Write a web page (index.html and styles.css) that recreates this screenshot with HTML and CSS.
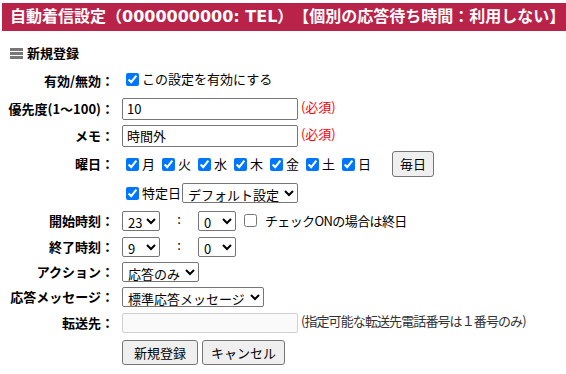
FILE: index.html
```html
<!DOCTYPE html>
<html lang="ja">
<head>
  <meta charset="UTF-8" />
  <title>自動着信設定</title>
  <link rel="stylesheet" href="styles.css">
</head>
<body>
  <h1 class="title">自動着信設定（0000000000: TEL）【個別の応答待ち時間：利用しない】</h1>
  <h2 class="section">
    <span class="section-icon"><i></i><i></i><i></i></span>
    新規登録
  </h2>
  <table class="form">
    <tr class="first">
      <th>有効/無効：</th>
      <td><label class="chk"><input type="checkbox" checked>この設定を有効にする</label></td>
    </tr>
    <tr class="tall">
      <th>優先度(1～100)：</th>
      <td><input type="text" class="text" value="10"> <span class="req">(必須)</span></td>
    </tr>
    <tr class="tall">
      <th>メモ：</th>
      <td><input type="text" class="text" value="時間外"> <span class="req">(必須)</span></td>
    </tr>
    <tr class="week">
      <th>曜日：</th>
      <td>
        <div class="days">
          <label class="chk"><input type="checkbox" checked>月</label>
          <label class="chk"><input type="checkbox" checked>火</label>
          <label class="chk"><input type="checkbox" checked>水</label>
          <label class="chk"><input type="checkbox" checked>木</label>
          <label class="chk"><input type="checkbox" checked>金</label>
          <label class="chk"><input type="checkbox" checked>土</label>
          <label class="chk"><input type="checkbox" checked>日</label>
          <button type="button" class="btn everyday">毎日</button>
        </div>
        <div class="special">
          <label class="chk"><input type="checkbox" checked>特定日</label>
          <select><option>デフォルト設定</option></select>
        </div>
      </td>
    </tr>
    <tr>
      <th>開始時刻：</th>
      <td>
        <select class="num"><option>23</option></select><span class="colon">:</span><select class="num"><option>0</option></select>
        <label class="chk allday"><input type="checkbox">チェックONの場合は終日</label>
      </td>
    </tr>
    <tr>
      <th>終了時刻：</th>
      <td>
        <select class="num"><option>9</option></select><span class="colon">:</span><select class="num"><option>0</option></select>
      </td>
    </tr>
    <tr class="short">
      <th>アクション：</th>
      <td><select><option>応答のみ</option></select></td>
    </tr>
    <tr class="short">
      <th>応答メッセージ：</th>
      <td><select><option>標準応答メッセージ</option></select></td>
    </tr>
    <tr>
      <th>転送先：</th>
      <td><input type="text" class="text" disabled> <span class="note">(指定可能な転送先電話番号は１番号のみ)</span></td>
    </tr>
    <tr class="buttons">
      <th></th>
      <td>
        <button type="button" class="btn">新規登録</button>
        <button type="button" class="btn cancel">キャンセル</button>
      </td>
    </tr>
  </table>
</body>
</html>
```

FILE: styles.css
```css
body {
  margin: 0;
  padding: 3px 0 0 2px;
  font-family: "Noto Sans CJK JP", "Noto Sans", sans-serif;
  font-size: 13px;
  color: #000;
  background: #fff;
}
.title {
  margin: 0;
  background: #b9234a;
  color: #fff;
  font-family: "DejaVu Sans", "Noto Sans CJK JP", sans-serif;
  font-size: 16px;
  font-weight: bold;
  line-height: 28px;
  padding: 0 0 0 8px;
  white-space: nowrap;
  overflow: hidden;
  text-spacing-trim: space-all;
}
.section {
  margin: 12px 0 5px 8px;
  font-size: 13px;
  font-weight: bold;
  display: flex;
  align-items: center;
  gap: 4px;
  line-height: 20px;
}
.section-icon {
  display: flex;
  flex-direction: column;
  gap: 1px;
  width: 13px;
}
.section-icon i {
  display: block;
  height: 3px;
  background: #777;
}
.form {
  border-collapse: collapse;
}
.form th {
  text-align: right;
  font-weight: bold;
  white-space: nowrap;
  padding: 0 8px 0 6px;
  width: 106px;
  vertical-align: middle;
}
.form td {
  padding: 0;
  height: 26px;
  line-height: 20px;
  white-space: nowrap;
}
.form tr.first td,
.form tr.first th {
  height: 24px;
  padding-bottom: 3px;
}
.form tr.tall td {
  height: 27px;
}
.form tr.short td {
  height: 25px;
}
.form tr.week td {
  height: auto;
  padding: 2px 0 4px;
}
.form tr.week th {
  vertical-align: top;
  padding-top: 2px;
  line-height: 26px;
}
.form tr.buttons td {
  height: 30px;
  vertical-align: bottom;
}
.chk {
  display: inline-flex;
  align-items: center;
}
.chk input {
  margin: 3px 3px 3px 4px;
  width: 13px;
  height: 13px;
}
.text {
  width: 176px;
  height: 22px;
  box-sizing: border-box;
  border: 1px solid #767676;
  border-radius: 2px;
  font: inherit;
  padding: 0 4px;
  vertical-align: middle;
}
.text:disabled {
  height: 20px;
  background: #fafafa;
  border-color: #d0d0d0;
}
.req {
  color: #f00;
}
.note {
  color: #333;
  letter-spacing: -0.9px;
}
.days {
  display: flex;
  align-items: center;
  gap: 3px;
}
.days .everyday {
  margin-left: 18px;
  padding: 0 7px;
}
.special {
  display: flex;
  align-items: center;
  gap: 1px;
  margin-top: 6px;
}
select {
  font: inherit;
  height: 20px;
  border: 1px solid #767676;
  border-radius: 2px;
  background: #fff;
  padding: 0 1px;
  vertical-align: middle;
}
select.num {
  width: 38px;
}
.colon {
  display: inline-block;
  width: 38px;
  text-align: center;
}
.allday {
  margin-left: 1px;
  vertical-align: middle;
  letter-spacing: -0.6px;
}
.allday input {
  margin-right: 8px;
}
.btn {
  font: inherit;
  background: #efefef;
  border: 1px solid #767676;
  border-radius: 3px;
  padding: 0 11px;
  height: 25px;
}
.days .btn {
  height: 26px;
}
.buttons .btn + .btn {
  margin-left: 1px;
}
.buttons .cancel {
  padding: 0 8px;
}
```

## WHAT THE EXERCISE ASKS
Return from the data every line that holds "styles".

## FINAL ANSWER
Write a web page (index.html and styles.css) that recreates this screenshot with HTML and CSS.
  <link rel="stylesheet" href="styles.css">
FILE: styles.css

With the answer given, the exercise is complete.